A characterization result for compactness of semicommutators of Toeplitz operators

Abstract

In this paper, we investigate the compactness of semicommutators of Toeplitz operators on Hardy spaces and Bergman spaces, focusing on the operators of the form \(T^{H}_{|f|^{2}}-T^{H}_{f}T^{H}_{\overline{f}}\) and \(T^{H}_{|\tilde{f}|^{2}}-T^{H}_{\tilde{f}}T^{H}_{\overline{\tilde{f}}} \), where \(\tilde{f}(z)=f(z^{-1})\). We establish that the compactness of these operators can be characterized through the convergence of the sequence \(\{T^{H}_{n}(|f|^{2})-T^{H}_{n}(f)T^{H}_{n}(\overline{f})\}\) in the sense of singular value clustering. This provides a method for determining the compactness of semicommutators by examining the corresponding Toeplitz matrices derived from the Fourier coefficients of the symbol functions.
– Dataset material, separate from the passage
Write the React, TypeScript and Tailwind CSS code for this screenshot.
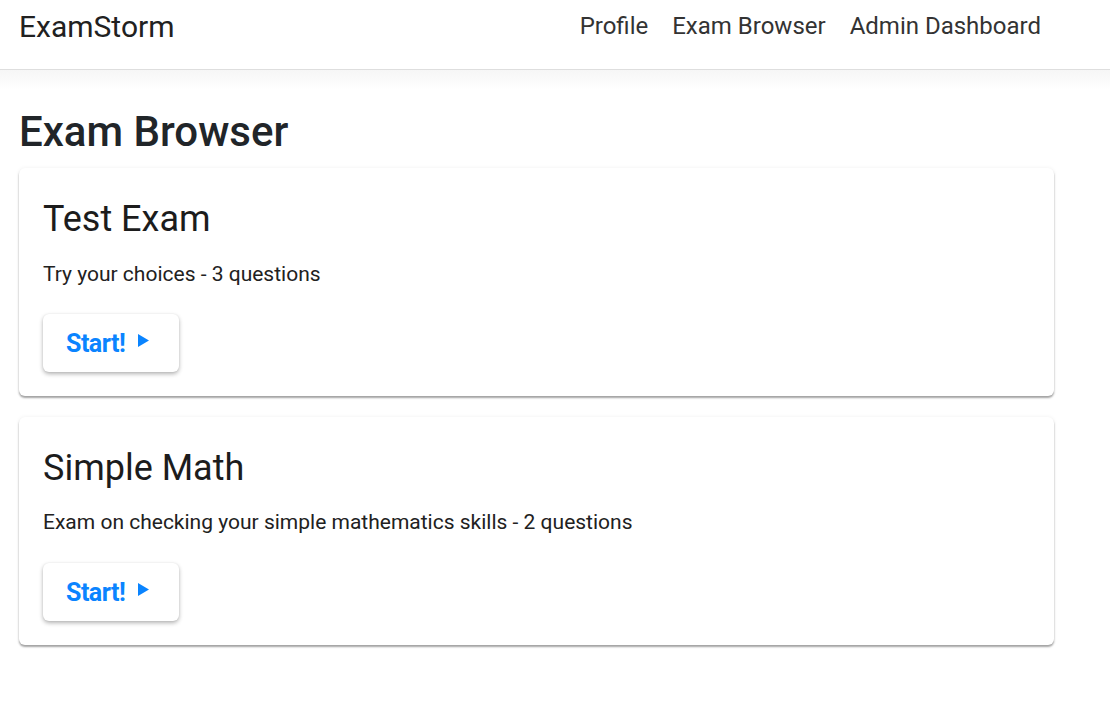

Furthermore, we identify the function space \(VMO \cap L^{\infty}(\mathbb{T})\) as the largest \(C^{*}\)-subalgebra of \(L^{\infty}(\mathbb{T})\) such that, for any \(f, g \in VMO \cap L^{\infty}(\mathbb{T}) \), sequence \(\{T^{H}_{n}(fg)-T^{H}_{n}(f)T^{H}_{n}(g)\}\) converges in terms of singular value clustering. It is already known that \( VMO \cap L^{\infty}(\mathbb{T})\) is the largest \(C^{*}\)-subalgebra of \(L^{\infty}(\mathbb{T})\) such that, for any \(f, g \in VMO \cap L^{\infty}(\mathbb{T}) \), the operator \(T^{H}_{fg}-T^{H}_{f}T^{H}_{g}\) is compact. Similar considerations are made for Bergman spaces \(A^{2}(\mathbb{D})\), where we obtain partial results. This work links operator theory, numerical linear algebra, and function spaces, providing new insights into the compactness properties of Toeplitz operators and their semicommutators.